-- begin Recorded information --
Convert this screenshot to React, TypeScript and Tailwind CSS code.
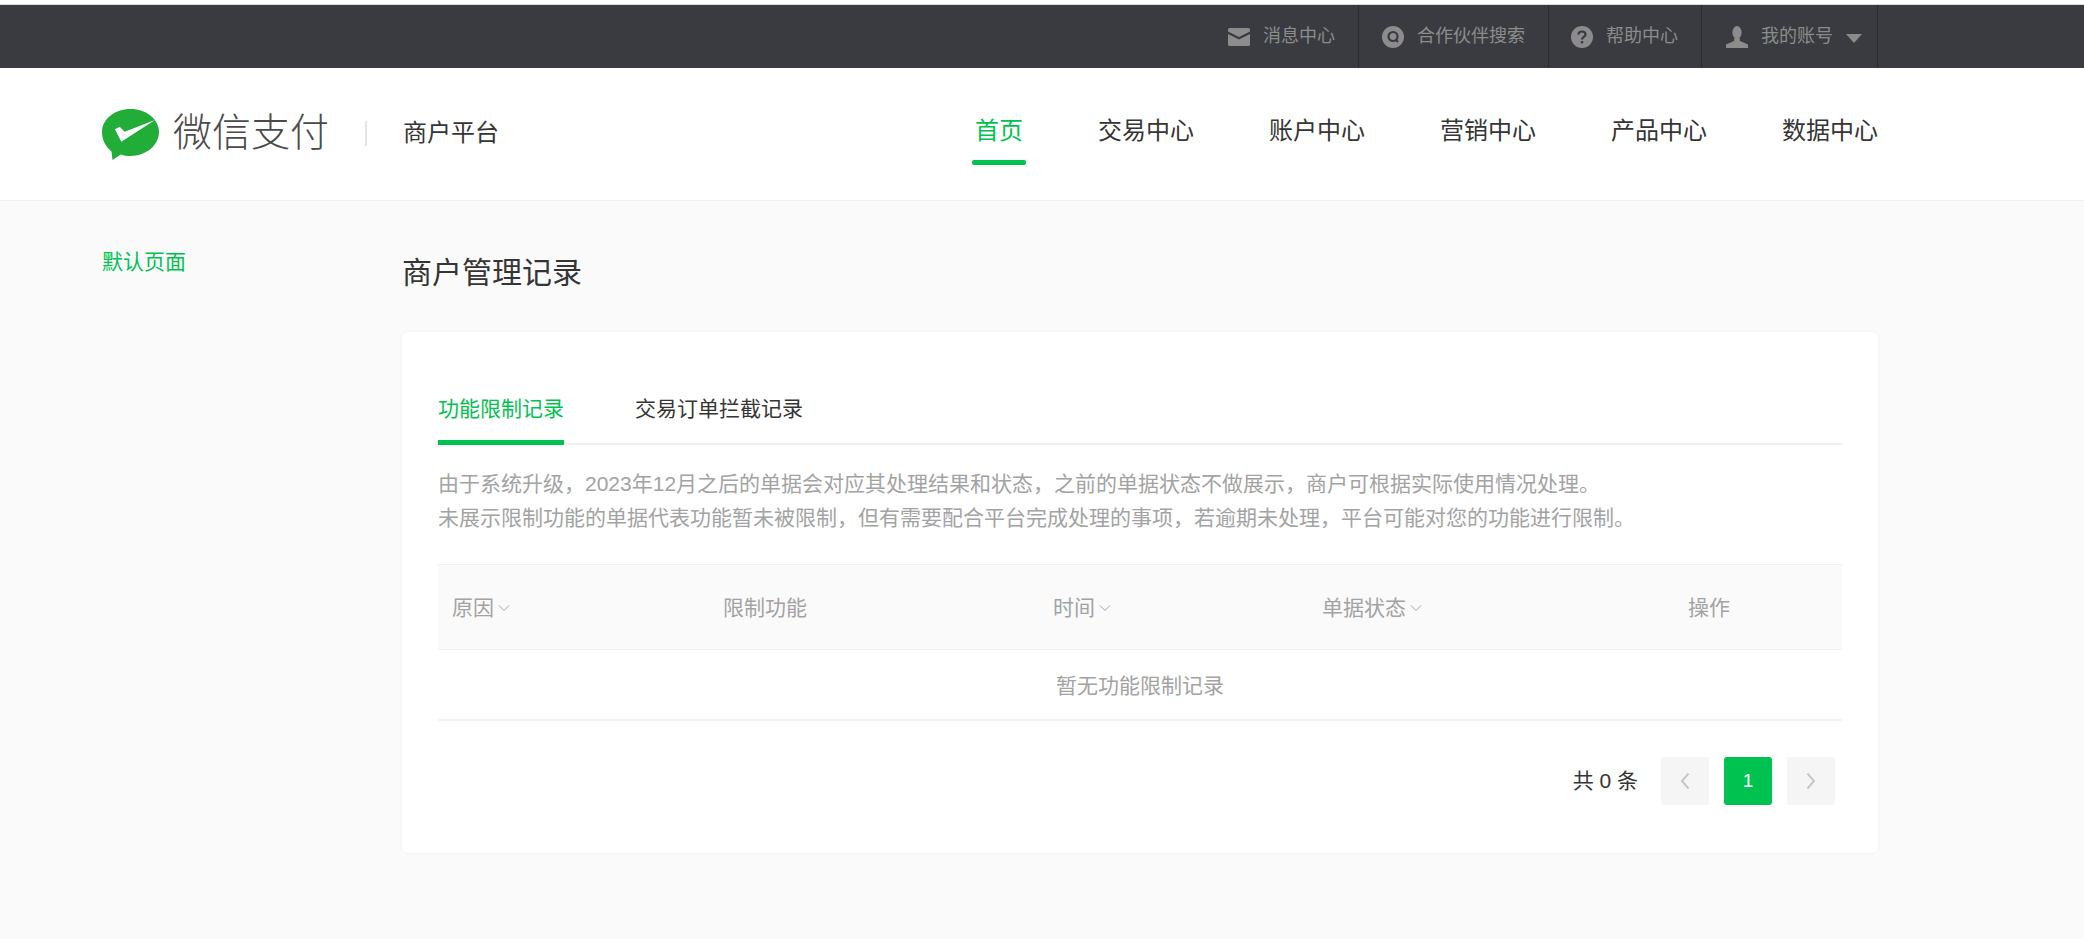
const FONT = "font-['Liberation_Sans','Microsoft_YaHei','Noto_Sans_CJK_SC',sans-serif]";

const navItems = ["首页", "交易中心", "账户中心", "营销中心", "产品中心", "数据中心"];

const MailIcon = () => (
  <svg width="22" height="18" viewBox="0 0 22 18" fill="#8c8c8c">
    <path d="M0 1.5 Q0 0 1.5 0 H20.5 Q22 0 22 1.5 V3.5 L11 9 L0 3.5 Z" />
    <path d="M0 6 L11 11.5 L22 6 V16.5 Q22 18 20.5 18 H1.5 Q0 18 0 16.5 Z" />
  </svg>
);

const SearchIcon = () => (
  <svg width="22" height="22" viewBox="0 0 22 22">
    <circle cx="11" cy="11" r="11" fill="#8c8c8c" />
    <circle cx="11" cy="10.5" r="4.5" fill="none" stroke="#3a3b40" strokeWidth="2.2" />
    <path d="M13.5 13.5 L16 16" stroke="#3a3b40" strokeWidth="2" />
  </svg>
);

const HelpIcon = () => (
  <svg width="22" height="22" viewBox="0 0 22 22">
    <circle cx="11" cy="11" r="11" fill="#8c8c8c" />
    <path d="M7.5 8.5 C7.5 4.5 14.5 4.5 14.5 8.5 C14.5 11 11 10.8 11 13.5" fill="none" stroke="#3a3b40" strokeWidth="2.2" />
    <rect x="9.8" y="15" width="2.4" height="2.4" fill="#3a3b40" />
  </svg>
);

const UserIcon = () => (
  <svg width="22" height="22" viewBox="0 0 22 22" fill="#8c8c8c">
    <ellipse cx="11" cy="6.5" rx="4.6" ry="6.5" />
    <path d="M8.5 12 H13.5 L14 15 L22 18.5 V22 H0 V18.5 L8 15 Z" />
  </svg>
);

const WechatLogo = () => (
  <svg width="57" height="51" viewBox="0 0 57 51">
    <path
      d="M28.5 0 C44.2 0 57 10 57 23 C57 36 44.2 47 28.5 47 C25 47 21.8 46.4 18.8 45.4 L10.5 51 L9.5 42.4 C3.6 37.8 0 30.9 0 23 C0 10 12.8 0 28.5 0 Z"
      fill="#22ac38"
    />
    <path d="M13 20.3 L17.7 17.7 L22.7 22.7 L53 11 L19.3 32.7 Z" fill="#fff" />
  </svg>
);

const SortArrow = () => (
  <svg className="ml-[4px]" width="12" height="8" viewBox="0 0 12 8" fill="none" stroke="#a3a3a3" strokeWidth="1">
    <path d="M1 1.5 L6 6.5 L11 1.5" />
  </svg>
);

const TopLink = ({ icon, label, width, children }: { icon: React.ReactNode; label: string; width: string; children?: React.ReactNode }) => (
  <div className={`flex h-full items-center justify-end gap-[13px] border-r border-[#2b2c30] ${width}`}>
    {icon}
    <span className="pb-[2px] text-[18px] leading-none text-[#8c8c8c]">{label}</span>
    {children}
  </div>
);

export default function App() {
  return (
    <div className={`flex min-h-[939px] flex-col bg-[#fafafa] ${FONT}`}>
      <div className="h-[5px] border-b border-[#d9d9d9] bg-white" />
      <div className="h-[63px] bg-[#3a3b40]">
        <div className="ml-[102px] mr-[206px] flex h-full justify-end">
          <TopLink icon={<MailIcon />} label="消息中心" width="w-[170px] pr-[23px]" />
          <TopLink icon={<SearchIcon />} label="合作伙伴搜索" width="w-[190px] pr-[23px]" />
          <TopLink icon={<HelpIcon />} label="帮助中心" width="w-[153px] pr-[23px]" />
          <TopLink icon={<UserIcon />} label="我的账号" width="w-[176px] pr-[15px]">
            <span className="mt-[4px] h-0 w-0 border-x-[8px] border-t-[9px] border-x-transparent border-t-[#8c8c8c]" />
          </TopLink>
        </div>
      </div>

      <header className="h-[133px] border-b border-[#f0f0f0] bg-white">
        <div className="ml-[102px] mr-[206px] flex h-full">
          <div className="flex h-full items-start pt-[41px]">
            <WechatLogo />
            <span className="ml-[14px] text-[39px] font-light leading-[48px] text-[#4a4a4a]">微信支付</span>
            <span className="ml-[36px] mt-[12px] h-[25px] w-[2px] bg-[#e5e5e5]" />
            <span className="ml-[36px] mt-[8px] text-[24px] leading-[32px] text-[#353535]">商户平台</span>
          </div>
          <nav className="ml-auto flex h-full gap-[75px]">
            {navItems.map((item, i) => (
              <div key={item} className="relative pt-[47px]">
                <span className={`text-[24px] leading-[32px] ${i === 0 ? "text-[#00c250]" : "text-[#353535]"}`}>{item}</span>
                {i === 0 && <span className="absolute left-[-3px] right-[-3px] top-[92px] h-[5px] rounded-[2px] bg-[#00c250]" />}
              </div>
            ))}
          </nav>
        </div>
      </header>

      <div className="ml-[102px] mr-[206px] flex flex-1">
        <aside className="w-[300px] pt-[46px]">
          <a className="text-[21px] leading-[30px] text-[#00c250]">默认页面</a>
        </aside>
        <main className="flex-1">
          <h1 className="mt-[52px] text-[30px] font-normal leading-[40px] text-[#353535]">商户管理记录</h1>
          <section className="mt-[39px] rounded-[6px] bg-white px-[36px] pb-[48px] pt-[58px] shadow-[0_0_3px_rgba(0,0,0,0.05)]">
            <div className="flex h-[55px] gap-[71px] border-b-2 border-[#f0f0f0]">
              <div className="h-[55px] border-b-[5px] border-[#00c250] text-[21px] leading-[38px] text-[#00c250]">功能限制记录</div>
              <div className="text-[21px] leading-[38px] text-[#353535]">交易订单拦截记录</div>
            </div>
            <p className="mt-[22px] text-[21px] leading-[34px] text-[#a3a3a3]">
              由于系统升级，2023年12月之后的单据会对应其处理结果和状态，之前的单据状态不做展示，商户可根据实际使用情况处理。
              <br />
              未展示限制功能的单据代表功能暂未被限制，但有需要配合平台完成处理的事项，若逾期未处理，平台可能对您的功能进行限制。
            </p>

            <div className="mt-[29px] grid h-[86px] grid-cols-[271px_330px_269px_366px_1fr] items-center border-y border-[#f0f0f0] bg-[#fafafa] pl-[14px] pt-[2px] text-[21px] text-[#a3a3a3]">
              <div className="flex items-center">原因<SortArrow /></div>
              <div>限制功能</div>
              <div className="flex items-center">时间<SortArrow /></div>
              <div className="flex items-center">单据状态<SortArrow /></div>
              <div>操作</div>
            </div>
            <div className="flex h-[71px] items-center justify-center border-b-2 border-[#f0f0f0] pt-[2px] text-[21px] text-[#a3a3a3]">暂无功能限制记录</div>

            <div className="mt-[36px] flex items-center justify-end gap-[15px] pr-[7px]">
              <span className="mr-[8px] text-[21px] text-[#353535]">共 0 条</span>
              <button className="flex h-[48px] w-[48px] items-center justify-center rounded-[3px] bg-[#f5f5f5]">
                <svg width="10" height="18" viewBox="0 0 10 18" fill="none" stroke="#c8c8c8" strokeWidth="2"><path d="M8.5 1.5 L2 9 L8.5 16.5" /></svg>
              </button>
              <button className="h-[48px] w-[48px] rounded-[3px] bg-[#00c250] text-[19px] text-white">1</button>
              <button className="flex h-[48px] w-[48px] items-center justify-center rounded-[3px] bg-[#f5f5f5]">
                <svg width="10" height="18" viewBox="0 0 10 18" fill="none" stroke="#c8c8c8" strokeWidth="2"><path d="M1.5 1.5 L8 9 L1.5 16.5" /></svg>
              </button>
            </div>
          </section>
        </main>
      </div>
    </div>
  );
}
-- end Recorded information --
Strip out the pictures and quote the remaining data word for word.

### The completed task
Convert this screenshot to React, TypeScript and Tailwind CSS code.
const FONT = "font-['Liberation_Sans','Microsoft_YaHei','Noto_Sans_CJK_SC',sans-serif]";

const navItems = ["首页", "交易中心", "账户中心", "营销中心", "产品中心", "数据中心"];

const MailIcon = () => (
  <svg width="22" height="18" viewBox="0 0 22 18" fill="#8c8c8c">
    <path d="M0 1.5 Q0 0 1.5 0 H20.5 Q22 0 22 1.5 V3.5 L11 9 L0 3.5 Z" />
    <path d="M0 6 L11 11.5 L22 6 V16.5 Q22 18 20.5 18 H1.5 Q0 18 0 16.5 Z" />
  </svg>
);

const SearchIcon = () => (
  <svg width="22" height="22" viewBox="0 0 22 22">
    <circle cx="11" cy="11" r="11" fill="#8c8c8c" />
    <circle cx="11" cy="10.5" r="4.5" fill="none" stroke="#3a3b40" strokeWidth="2.2" />
    <path d="M13.5 13.5 L16 16" stroke="#3a3b40" strokeWidth="2" />
  </svg>
);

const HelpIcon = () => (
  <svg width="22" height="22" viewBox="0 0 22 22">
    <circle cx="11" cy="11" r="11" fill="#8c8c8c" />
    <path d="M7.5 8.5 C7.5 4.5 14.5 4.5 14.5 8.5 C14.5 11 11 10.8 11 13.5" fill="none" stroke="#3a3b40" strokeWidth="2.2" />
    <rect x="9.8" y="15" width="2.4" height="2.4" fill="#3a3b40" />
  </svg>
);

const UserIcon = () => (
  <svg width="22" height="22" viewBox="0 0 22 22" fill="#8c8c8c">
    <ellipse cx="11" cy="6.5" rx="4.6" ry="6.5" />
    <path d="M8.5 12 H13.5 L14 15 L22 18.5 V22 H0 V18.5 L8 15 Z" />
  </svg>
);

const WechatLogo = () => (
  <svg width="57" height="51" viewBox="0 0 57 51">
    <path
      d="M28.5 0 C44.2 0 57 10 57 23 C57 36 44.2 47 28.5 47 C25 47 21.8 46.4 18.8 45.4 L10.5 51 L9.5 42.4 C3.6 37.8 0 30.9 0 23 C0 10 12.8 0 28.5 0 Z"
      fill="#22ac38"
    />
    <path d="M13 20.3 L17.7 17.7 L22.7 22.7 L53 11 L19.3 32.7 Z" fill="#fff" />
  </svg>
);

const SortArrow = () => (
  <svg className="ml-[4px]" width="12" height="8" viewBox="0 0 12 8" fill="none" stroke="#a3a3a3" strokeWidth="1">
    <path d="M1 1.5 L6 6.5 L11 1.5" />
  </svg>
);

const TopLink = ({ icon, label, width, children }: { icon: React.ReactNode; label: string; width: string; children?: React.ReactNode }) => (
  <div className={`flex h-full items-center justify-end gap-[13px] border-r border-[#2b2c30] ${width}`}>
    {icon}
    <span className="pb-[2px] text-[18px] leading-none text-[#8c8c8c]">{label}</span>
    {children}
  </div>
);

export default function App() {
  return (
    <div className={`flex min-h-[939px] flex-col bg-[#fafafa] ${FONT}`}>
      <div className="h-[5px] border-b border-[#d9d9d9] bg-white" />
      <div className="h-[63px] bg-[#3a3b40]">
        <div className="ml-[102px] mr-[206px] flex h-full justify-end">
          <TopLink icon={<MailIcon />} label="消息中心" width="w-[170px] pr-[23px]" />
          <TopLink icon={<SearchIcon />} label="合作伙伴搜索" width="w-[190px] pr-[23px]" />
          <TopLink icon={<HelpIcon />} label="帮助中心" width="w-[153px] pr-[23px]" />
          <TopLink icon={<UserIcon />} label="我的账号" width="w-[176px] pr-[15px]">
            <span className="mt-[4px] h-0 w-0 border-x-[8px] border-t-[9px] border-x-transparent border-t-[#8c8c8c]" />
          </TopLink>
        </div>
      </div>

      <header className="h-[133px] border-b border-[#f0f0f0] bg-white">
        <div className="ml-[102px] mr-[206px] flex h-full">
          <div className="flex h-full items-start pt-[41px]">
            <WechatLogo />
            <span className="ml-[14px] text-[39px] font-light leading-[48px] text-[#4a4a4a]">微信支付</span>
            <span className="ml-[36px] mt-[12px] h-[25px] w-[2px] bg-[#e5e5e5]" />
            <span className="ml-[36px] mt-[8px] text-[24px] leading-[32px] text-[#353535]">商户平台</span>
          </div>
          <nav className="ml-auto flex h-full gap-[75px]">
            {navItems.map((item, i) => (
              <div key={item} className="relative pt-[47px]">
                <span className={`text-[24px] leading-[32px] ${i === 0 ? "text-[#00c250]" : "text-[#353535]"}`}>{item}</span>
                {i === 0 && <span className="absolute left-[-3px] right-[-3px] top-[92px] h-[5px] rounded-[2px] bg-[#00c250]" />}
              </div>
            ))}
          </nav>
        </div>
      </header>

      <div className="ml-[102px] mr-[206px] flex flex-1">
        <aside className="w-[300px] pt-[46px]">
          <a className="text-[21px] leading-[30px] text-[#00c250]">默认页面</a>
        </aside>
        <main className="flex-1">
          <h1 className="mt-[52px] text-[30px] font-normal leading-[40px] text-[#353535]">商户管理记录</h1>
          <section className="mt-[39px] rounded-[6px] bg-white px-[36px] pb-[48px] pt-[58px] shadow-[0_0_3px_rgba(0,0,0,0.05)]">
            <div className="flex h-[55px] gap-[71px] border-b-2 border-[#f0f0f0]">
              <div className="h-[55px] border-b-[5px] border-[#00c250] text-[21px] leading-[38px] text-[#00c250]">功能限制记录</div>
              <div className="text-[21px] leading-[38px] text-[#353535]">交易订单拦截记录</div>
            </div>
            <p className="mt-[22px] text-[21px] leading-[34px] text-[#a3a3a3]">
              由于系统升级，2023年12月之后的单据会对应其处理结果和状态，之前的单据状态不做展示，商户可根据实际使用情况处理。
              <br />
              未展示限制功能的单据代表功能暂未被限制，但有需要配合平台完成处理的事项，若逾期未处理，平台可能对您的功能进行限制。
            </p>

            <div className="mt-[29px] grid h-[86px] grid-cols-[271px_330px_269px_366px_1fr] items-center border-y border-[#f0f0f0] bg-[#fafafa] pl-[14px] pt-[2px] text-[21px] text-[#a3a3a3]">
              <div className="flex items-center">原因<SortArrow /></div>
              <div>限制功能</div>
              <div className="flex items-center">时间<SortArrow /></div>
              <div className="flex items-center">单据状态<SortArrow /></div>
              <div>操作</div>
            </div>
            <div className="flex h-[71px] items-center justify-center border-b-2 border-[#f0f0f0] pt-[2px] text-[21px] text-[#a3a3a3]">暂无功能限制记录</div>

            <div className="mt-[36px] flex items-center justify-end gap-[15px] pr-[7px]">
              <span className="mr-[8px] text-[21px] text-[#353535]">共 0 条</span>
              <button className="flex h-[48px] w-[48px] items-center justify-center rounded-[3px] bg-[#f5f5f5]">
                <svg width="10" height="18" viewBox="0 0 10 18" fill="none" stroke="#c8c8c8" strokeWidth="2"><path d="M8.5 1.5 L2 9 L8.5 16.5" /></svg>
              </button>
              <button className="h-[48px] w-[48px] rounded-[3px] bg-[#00c250] text-[19px] text-white">1</button>
              <button className="flex h-[48px] w-[48px] items-center justify-center rounded-[3px] bg-[#f5f5f5]">
                <svg width="10" height="18" viewBox="0 0 10 18" fill="none" stroke="#c8c8c8" strokeWidth="2"><path d="M1.5 1.5 L8 9 L1.5 16.5" /></svg>
              </button>
            </div>
          </section>
        </main>
      </div>
    </div>
  );
}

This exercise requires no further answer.